Le atrocità di un regime spietato impediscono al popolo di Myanmar di immaginare un futuro di pace. Secondo l’Unhcr, il 17 gennaio 2022 il numero ufficiale di sfollati all’interno del Myanmar ha raggiunto le 405.700 unità. L’Ufficio delle Nazioni Unite per il coordinamento degli affari umanitari stima che il numero di birmani a rischio povertà nel corso del 2022 salirà a 25 milioni. Di cui 14,4 milioni potrebbero aver bisogno di aiuti umanitari. Il 1° febbraio ricorre il primo anniversario del colpo di Stato in Myanmar. La risposta dei militari alle massicce manifestazioni contro il loro abuso di potere è stata spietata e brutale. La fondazione pontificia Aiuto alla Chiesa che Soffre (Acs) ha accolto l’appello lanciato il 14 gennaio dalla Conferenza episcopale cattolica del Myanmar. E,  in segno di comunione con la Chiesa locale, invita a una giornata di preghiera per il Paese asiatico il 1° febbraio.

Calvario in Myanmar

Tra le regioni più colpite da questo conflitto vi sono gli Stati di Chin, Kayah e Karen. Da metà dicembre, quando la fine della stagione delle piogge ha facilitato gli spostamenti, la repressione si è nuovamente intensificata. Soprattutto nel sud-est. Questi Stati comprendono una consistente popolazione cristiana. Aiuto alla Chiesa che Soffre (Acs) riferisce che almeno 14 parrocchie nello Stato di Kayah sono state abbandonate. Molti sacerdoti e membri di ordini religiosi hanno accompagnato la loro gente. Rifugiandosi nella giungla o in villaggi remoti. Altri rimangono in centri quasi deserti. Nelle ultime settimane, uno dei principali obiettivi degli attacchi dell’ esercito è stato Loikaw. La capitale dello stato di Kayah. Tra le migliaia di profughi provenienti dalle aree circostanti vi sono anche 300 sfollati interni che si sono rifugiati nel complesso della cattedrale. La maggior parte di questi sono anziani, donne, disabili e bambini che non hanno un posto dove andare o mezzi per fuggire.

Uccisi, bruciati e mutilati

Il massacro di almeno 35 civili, uccisi, bruciati e mutilati a Natale nel villaggio di Mo So, nello Stato di Kayah, ha dimostrato ancora una volta il livello di atrocità raggiunto.
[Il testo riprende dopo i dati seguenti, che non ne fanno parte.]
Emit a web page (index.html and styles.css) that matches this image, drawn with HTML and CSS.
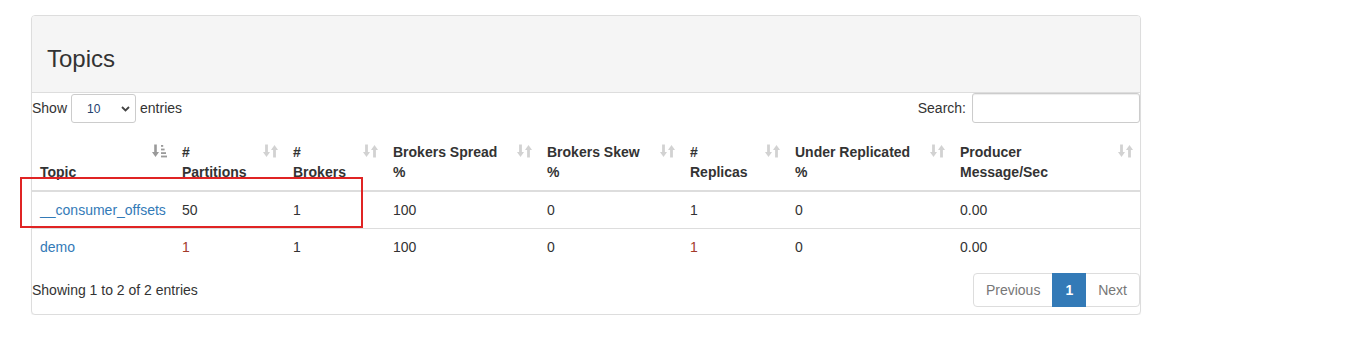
FILE: index.html
```html
<!DOCTYPE html>
<html>
<head>
<meta charset="utf-8">
<link rel="stylesheet" href="styles.css">
</head>
<body>
<div class="page">
  <div class="panel">
    <div class="panel-heading"><h3 class="panel-title">Topics</h3></div>
    <div class="panel-body">
      <div class="controls">
        <label class="length">Show
          <span class="select-wrap">
            <select class="select"><option>10</option></select>
            <svg class="chev" width="9" height="6" viewBox="0 0 9 6"><path d="M1 1 L4.5 4.5 L8 1" fill="none" stroke="#444" stroke-width="1.8"/></svg>
          </span>
          entries</label>
        <label class="search">Search: <input class="search-input" type="text"></label>
      </div>
      <div class="table-wrap">
        <table class="table">
          <colgroup>
            <col style="width:142px"><col style="width:111px"><col style="width:100px"><col style="width:154px">
            <col style="width:143px"><col style="width:105px"><col style="width:165px"><col style="width:188px">
          </colgroup>
          <thead>
            <tr>
              <th class="sorting sorting-asc">Topic
                <svg class="sort-icon" width="15" height="14" viewBox="0 0 15 14"><path d="M3.5 0.5 V10.5" stroke="#9a9a9a" stroke-width="2.6"/><path d="M0 8 L3.5 13 L7 8 Z" fill="#9a9a9a"/><rect x="9" y="1" width="2.2" height="1.8" fill="#9a9a9a"/><rect x="9" y="4.6" width="3.6" height="1.8" fill="#9a9a9a"/><rect x="9" y="8.2" width="5" height="1.8" fill="#9a9a9a"/><rect x="9" y="11.6" width="6" height="1.8" fill="#9a9a9a"/></svg>
              </th>
              <th class="sorting"># <br>Partitions<svg class="sort-icon" width="15" height="14" viewBox="0 0 15 14"><path d="M3.5 0.5 V10.5" stroke="#d2d2d2" stroke-width="2.8"/><path d="M0 8 L3.5 13 L7 8 Z" fill="#d2d2d2"/><path d="M11.5 3.5 V13.5" stroke="#d2d2d2" stroke-width="2.8"/><path d="M8 6 L11.5 1 L15 6 Z" fill="#d2d2d2"/></svg></th>
              <th class="sorting"># <br>Brokers<svg class="sort-icon" width="15" height="14" viewBox="0 0 15 14"><path d="M3.5 0.5 V10.5" stroke="#d2d2d2" stroke-width="2.8"/><path d="M0 8 L3.5 13 L7 8 Z" fill="#d2d2d2"/><path d="M11.5 3.5 V13.5" stroke="#d2d2d2" stroke-width="2.8"/><path d="M8 6 L11.5 1 L15 6 Z" fill="#d2d2d2"/></svg></th>
              <th class="sorting">Brokers Spread <br>%<svg class="sort-icon" width="15" height="14" viewBox="0 0 15 14"><path d="M3.5 0.5 V10.5" stroke="#d2d2d2" stroke-width="2.8"/><path d="M0 8 L3.5 13 L7 8 Z" fill="#d2d2d2"/><path d="M11.5 3.5 V13.5" stroke="#d2d2d2" stroke-width="2.8"/><path d="M8 6 L11.5 1 L15 6 Z" fill="#d2d2d2"/></svg></th>
              <th class="sorting">Brokers Skew <br>%<svg class="sort-icon" width="15" height="14" viewBox="0 0 15 14"><path d="M3.5 0.5 V10.5" stroke="#d2d2d2" stroke-width="2.8"/><path d="M0 8 L3.5 13 L7 8 Z" fill="#d2d2d2"/><path d="M11.5 3.5 V13.5" stroke="#d2d2d2" stroke-width="2.8"/><path d="M8 6 L11.5 1 L15 6 Z" fill="#d2d2d2"/></svg></th>
              <th class="sorting"># <br>Replicas<svg class="sort-icon" width="15" height="14" viewBox="0 0 15 14"><path d="M3.5 0.5 V10.5" stroke="#d2d2d2" stroke-width="2.8"/><path d="M0 8 L3.5 13 L7 8 Z" fill="#d2d2d2"/><path d="M11.5 3.5 V13.5" stroke="#d2d2d2" stroke-width="2.8"/><path d="M8 6 L11.5 1 L15 6 Z" fill="#d2d2d2"/></svg></th>
              <th class="sorting">Under Replicated <br>%<svg class="sort-icon" width="15" height="14" viewBox="0 0 15 14"><path d="M3.5 0.5 V10.5" stroke="#d2d2d2" stroke-width="2.8"/><path d="M0 8 L3.5 13 L7 8 Z" fill="#d2d2d2"/><path d="M11.5 3.5 V13.5" stroke="#d2d2d2" stroke-width="2.8"/><path d="M8 6 L11.5 1 L15 6 Z" fill="#d2d2d2"/></svg></th>
              <th class="sorting">Producer <br>Message/Sec<svg class="sort-icon" width="15" height="14" viewBox="0 0 15 14"><path d="M3.5 0.5 V10.5" stroke="#d2d2d2" stroke-width="2.8"/><path d="M0 8 L3.5 13 L7 8 Z" fill="#d2d2d2"/><path d="M11.5 3.5 V13.5" stroke="#d2d2d2" stroke-width="2.8"/><path d="M8 6 L11.5 1 L15 6 Z" fill="#d2d2d2"/></svg></th>
            </tr>
          </thead>
          <tbody>
            <tr>
              <td><a class="link" href="#">__consumer_offsets</a></td>
              <td>50</td><td>1</td><td>100</td><td>0</td><td>1</td><td>0</td><td>0.00</td>
            </tr>
            <tr>
              <td><a class="link" href="#">demo</a></td>
              <td class="warn">1</td><td>1</td><td>100</td><td>0</td><td class="warn">1</td><td>0</td><td>0.00</td>
            </tr>
          </tbody>
        </table>
        <div class="highlight"></div>
      </div>
      <div class="footer">
        <div class="info">Showing 1 to 2 of 2 entries</div>
        <ul class="pagination">
          <li class="page-item disabled"><span>Previous</span></li>
          <li class="page-item active"><span>1</span></li>
          <li class="page-item disabled"><span>Next</span></li>
        </ul>
      </div>
    </div>
  </div>
</div>
</body>
</html>
```
FILE: styles.css
```css
* { box-sizing: border-box; }
html, body { margin: 0; padding: 0; background: #fff; }
body {
  font-family: "Liberation Sans", Arial, Helvetica, sans-serif;
  font-size: 14px;
  line-height: 20px;
  color: #333;
}
.page { padding: 15px 0 0 31px; }
.panel {
  width: 1110px;
  border: 1px solid #ddd;
  border-radius: 4px;
  background: #fff;
  box-shadow: 0 1px 1px rgba(0,0,0,0.05);
}
.panel-heading {
  background: #f5f5f5;
  border-bottom: 1px solid #ddd;
  border-radius: 3px 3px 0 0;
  padding: 10px 15px;
  height: 77px;
}
.panel-title {
  margin: 20px 0 10px;
  font-size: 24px;
  font-weight: 500;
  line-height: 26px;
  color: #333;
}
.panel-body { padding: 0 0 7px; }
.controls {
  display: flex;
  justify-content: space-between;
  align-items: flex-start;
  height: 31px;
}
.length, .search { display: flex; align-items: center; font-weight: normal; height: 29px; }
.select-wrap { position: relative; display: inline-block; margin: 0 4px; height: 29px; }
.select {
  display: block;
  -webkit-appearance: none;
  appearance: none;
  width: 65px;
  height: 29px;
  border: 1px solid #ccc;
  border-radius: 3px;
  background: #fff;
  font-family: "Liberation Sans", Arial, sans-serif;
  font-size: 12px;
  color: #23406e;
  padding: 0 0 0 15px;
  margin-top: 1px;
}
.chev { position: absolute; right: 6px; top: 13px; }
.search-input {
  width: 168px;
  height: 30px;
  margin-left: 6px;
  margin-top: 1px;
  border: 1px solid #ccc;
  border-radius: 3px;
  box-shadow: inset 0 1px 1px rgba(0,0,0,0.075);
}
.table-wrap { position: relative; margin-top: 10px; }
.table {
  width: 1108px;
  table-layout: fixed;
  border-collapse: collapse;
  border-spacing: 0;
}
.table th {
  position: relative;
  text-align: left;
  vertical-align: bottom;
  font-weight: bold;
  padding: 8px 30px 8px 8px;
  border-bottom: 2px solid #ddd;
  white-space: nowrap;
}
.sort-icon { position: absolute; right: 7px; top: 10px; }
.table td {
  padding: 8px;
  border-top: 1px solid #ddd;
  vertical-align: top;
}
.link { color: #337ab7; text-decoration: none; }
.warn { color: #a33a2a; }
.highlight {
  position: absolute;
  left: -12px;
  top: 43px;
  width: 343px;
  height: 51px;
  border: 2px solid #e02424;
  pointer-events: none;
}
.footer {
  display: flex;
  justify-content: space-between;
  align-items: center;
  margin-top: 8px;
}
.pagination {
  display: flex;
  list-style: none;
  margin: 0;
  padding: 0;
  border-radius: 4px;
}
.page-item span {
  display: block;
  padding: 6px 12px;
  line-height: 20px;
  border: 1px solid #ddd;
  margin-left: -1px;
  color: #777;
  background: #fff;
}
.page-item:first-child span { margin-left: 0; border-radius: 4px 0 0 4px; }
.page-item:last-child span { border-radius: 0 4px 4px 0; }
.page-item.active span {
  background: #337ab7;
  border-color: #337ab7;
  color: #fff;
  font-weight: bold;
  position: relative;
  z-index: 1;
}
```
Gli attacchi aerei nello Stato di Karen hanno inoltre costretto migliaia di persone a fuggire attraverso il confine con la Thailandia. Con l’intensificarsi dei combattimenti, la Chiesa si trova di fronte a un compito che le è tristemente familiare, a causa dei conflitti che hanno afflitto il Myanmar in passato. E cioè occuparsi del numero sempre crescente di sfollati interni. “Come sempre, tutte le vittime ricevono sostegno– spiega Acs- Indipendentemente dalla loro fede. In un anno di dittatura l’immagine simbolo di questa fase della storia del Myanmar, che ha fatto il giro del mondo, è la foto della suora saveriana, Ann Nu Twang. La religiosa, in ginocchio, implora le forze dell’ordine in tenuta antisommossa di non sparare. Una proposta di dialogo finora rimasta inascoltata.

In cerca della pace

I vescovi del Myanmar (individualmente, collettivamente o con rappresentanti di altre fedi) hanno più volte invocato la fine delle violenze. E il ritorno al dialogo. Alla loro voce si è unita quella del Papa che, nel messaggio natalizio Urbi et Orbi, ha pubblicamente pregato per il Myanmar. La fondazione pontificia Acs fa eco alla voce dei presuli. Coinvolgendo in una grande iniziativa di preghiera la propria comunità di benefattori-. Auspicando che il Paese asiatico possa quanto prima godere di una pace duratura. Dall’inizio della crisi la Chiesa del Myanmar continua a fare appelli per la fine delle violenze. Il cardinale Charles Bo, arcivescovo di Yangon e presidente dei vescovi birmani, descrive un Paese ridotto ad un campo di battaglia. E come primo rappresentante della Chiesa locale, ha proposto al governo militare e all’opposizione un programma di dialogo e riconciliazione. L’obiettivo è riprendere il difficile percorso verso la democratizzazione del Paese. Duramente interrotto dal golpe della giunta al potere da un anno.